Le populisme : un danger ou un correctif ?
Les résultats de l’étude apportent un éclairage nuancé sur le populisme. Alors que de nombreux politiciens et observateurs le présentent comme une menace pour la démocratie, Arceneaux montre que les électeurs populistes ne demandent pas nécessairement l’abandon des principes démocratiques. Ils critiquent plutôt la manière dont la démocratie fonctionne actuellement et ce, pas entièrement à tort. La politique technocratique, en particulier au niveau de l’UE, apparaît à de nombreux citoyens comme inaccessible et peu transparente. Les partis populistes comblent cette lacune en promettant des solutions simples et un retour à la souveraineté nationale.

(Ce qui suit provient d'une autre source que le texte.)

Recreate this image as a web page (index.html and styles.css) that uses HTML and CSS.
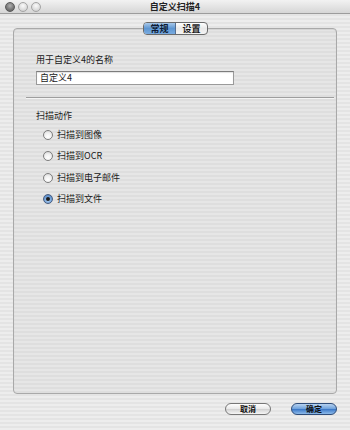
FILE: index.html
```html
<!DOCTYPE html>
<html>
<head>
<meta charset="utf-8">
<link rel="stylesheet" href="styles.css">
</head>
<body>
<div class="window">
  <div class="titlebar">
    <div class="lights">
      <span class="light graphite"></span>
      <span class="light"></span>
      <span class="light"></span>
    </div>
    <div class="title">自定义扫描4</div>
  </div>
  <div class="body">
    <div class="tabs">
      <span class="tab active">常规</span><span class="tab">设置</span>
    </div>
    <div class="panel">
      <div class="field-label">用于自定义4的名称</div>
      <div class="input">自定义4</div>
      <div class="sep"></div>
      <div class="group-label">扫描动作</div>
      <div class="radios">
        <div class="radio"><span class="dot"></span><span>扫描到图像</span></div>
        <div class="radio"><span class="dot"></span><span>扫描到OCR</span></div>
        <div class="radio"><span class="dot"></span><span>扫描到电子邮件</span></div>
        <div class="radio"><span class="dot on"></span><span>扫描到文件</span></div>
      </div>
    </div>
    <div class="buttons">
      <span class="btn">取消</span>
      <span class="btn default">确定</span>
    </div>
  </div>
</div>
</body>
</html>
```
FILE: styles.css
```css
html, body {
  margin: 0;
  padding: 0;
}
body {
  width: 350px;
  height: 430px;
  overflow: hidden;
  font-family: "Noto Sans CJK SC", "Noto Sans", sans-serif;
  font-size: 9px;
  color: #1a1a1a;
  background: repeating-linear-gradient(to bottom, #ededed 0, #ededed 2px, #e4e4e4 2px, #e4e4e4 4px);
}
.window {
  height: 430px;
  display: flex;
  flex-direction: column;
}
.titlebar {
  height: 14px;
  flex: none;
  display: flex;
  align-items: center;
  position: relative;
  background: linear-gradient(to bottom, #f2f2f2, #d6d6d6);
  border-bottom: 1px solid #9c9c9c;
  box-sizing: border-box;
}
.lights {
  display: flex;
  gap: 3px;
  padding-left: 5px;
}
.light {
  width: 10px;
  height: 10px;
  border-radius: 50%;
  box-sizing: border-box;
  border: 1px solid #a4a4a4;
  background: radial-gradient(circle at 50% 35%, #fafafa 0, #dcdcdc 60%, #c4c4c4 100%);
}
.light.graphite {
  border-color: #5a5a5a;
  background: radial-gradient(circle at 50% 35%, #b0b0b0 0, #7a7a7a 55%, #555 100%);
}
.title {
  position: absolute;
  left: 0;
  right: 0;
  text-align: center;
  font-size: 9px;
  font-weight: bold;
  color: #222;
  line-height: 14px;
  pointer-events: none;
}
.body {
  flex: 1;
  display: flex;
  flex-direction: column;
  padding: 8px 13px 0 13px;
}
.tabs {
  align-self: center;
  display: flex;
  margin-left: 1px;
  height: 13px;
  border: 1px solid #6b6b6b;
  border-radius: 4px;
  overflow: hidden;
  box-sizing: border-box;
  position: relative;
  z-index: 1;
  margin-bottom: -7px;
  background: linear-gradient(to bottom, #ffffff, #e9e9e9 50%, #f4f4f4);
}
.tab {
  display: flex;
  align-items: center;
  justify-content: center;
  width: 31px;
  font-size: 9px;
  font-weight: bold;
  line-height: 11px;
  color: #1a1a1a;
}
.tab.active {
  background: linear-gradient(to bottom, #a7c8ea, #5f97d2 50%, #79abe0);
  border-right: 1px solid #556f92;
  color: #0d1a33;
}
.panel {
  height: 366px;
  box-sizing: border-box;
  border: 1px solid #a9a9a9;
  border-radius: 4px;
  background: repeating-linear-gradient(to bottom, #e6e6e6 0, #e6e6e6 2px, #dedede 2px, #dedede 4px);
  box-shadow: inset 0 1px 1px rgba(0,0,0,0.08);
  padding: 25px 2px 0 12px;
  display: flex;
  flex-direction: column;
}
.field-label {
  padding-left: 10px;
  line-height: 12px;
  height: 12px;
}
.input {
  margin: 5px 0 0 10px;
  width: 198px;
  height: 14px;
  box-sizing: border-box;
  background: #fff;
  border: 1px solid #9a9a9a;
  border-top-color: #7c7c7c;
  box-shadow: inset 0 1px 1px rgba(0,0,0,0.12);
  padding-left: 3px;
  line-height: 12px;
  font-size: 9px;
}
.sep {
  margin-top: 12px;
  height: 1px;
  background: #9e9e9e;
  border-bottom: 1px solid #f4f4f4;
}
.group-label {
  margin-top: 11px;
  padding-left: 10px;
  line-height: 12px;
}
.radios {
  display: flex;
  flex-direction: column;
  gap: 9.3px;
  margin-top: 7px;
  padding-left: 17px;
}
.radio {
  display: flex;
  align-items: center;
  gap: 4px;
  height: 12px;
  line-height: 12px;
}
.dot {
  width: 10px;
  height: 10px;
  border-radius: 50%;
  box-sizing: border-box;
  border: 1px solid #7d7d7d;
  background: radial-gradient(circle at 50% 70%, #ffffff 0, #f0f0f0 50%, #cfcfcf 100%);
  position: relative;
}
.dot.on {
  border-color: #4a5e80;
  background: radial-gradient(circle at 50% 65%, #b9d5f3 0, #6f9fd6 55%, #3f6fae 100%);
}
.dot.on::after {
  content: "";
  position: absolute;
  left: 2px;
  top: 2px;
  width: 4px;
  height: 4px;
  border-radius: 50%;
  background: #1a1a1a;
}
.buttons {
  display: flex;
  justify-content: flex-end;
  gap: 20px;
  margin-top: 9px;
  padding-right: 0;
}
.btn {
  width: 46px;
  height: 12px;
  box-sizing: border-box;
  border: 1px solid #777;
  border-radius: 6px;
  background: linear-gradient(to bottom, #ffffff, #e8e8e8 50%, #d4d4d4 55%, #f6f6f6);
  display: flex;
  align-items: center;
  justify-content: center;
  font-size: 8px;
  font-weight: bold;
  color: #111;
  line-height: 10px;
}
.btn.default {
  border-color: #2f4d7a;
  background: linear-gradient(to bottom, #b8d3f0, #6b9fdb 50%, #3f7bc9 55%, #8ebbea);
}
```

Mais la question demeure : une démocratie qui s’inspire davantage des idées populistes peut-elle survivre à long terme ? Arceneaux met en garde contre le fait de rejeter les souhaits des populistes comme étant irrationnels ou mal informés. Ils reflètent des problèmes réels tels que la perception de l’injustice et la frustration face à une élite politique déconnectée. Cependant, le désir populiste d’un leader fort risque d’affaiblir les institutions démocratiques et de renforcer les tendances autocratiques.

Les partisans du populisme ne demandent pas l’abolition de la démocratie, mais une transformation vers une politique plus directe et plus proche du peuple. Que cela représente une chance pour la démocratie ou un danger dépendra de la manière dont les partis établis réagiront à ces demandes.

Il est essentiel de trouver une réponse à cette question, non seulement pour la démocratie, mais aussi pour la cohésion sociale en Europe. Car l’étude montre clairement que le populisme n’est pas un phénomène passager, mais un défi qui va marquer durablement le paysage politique.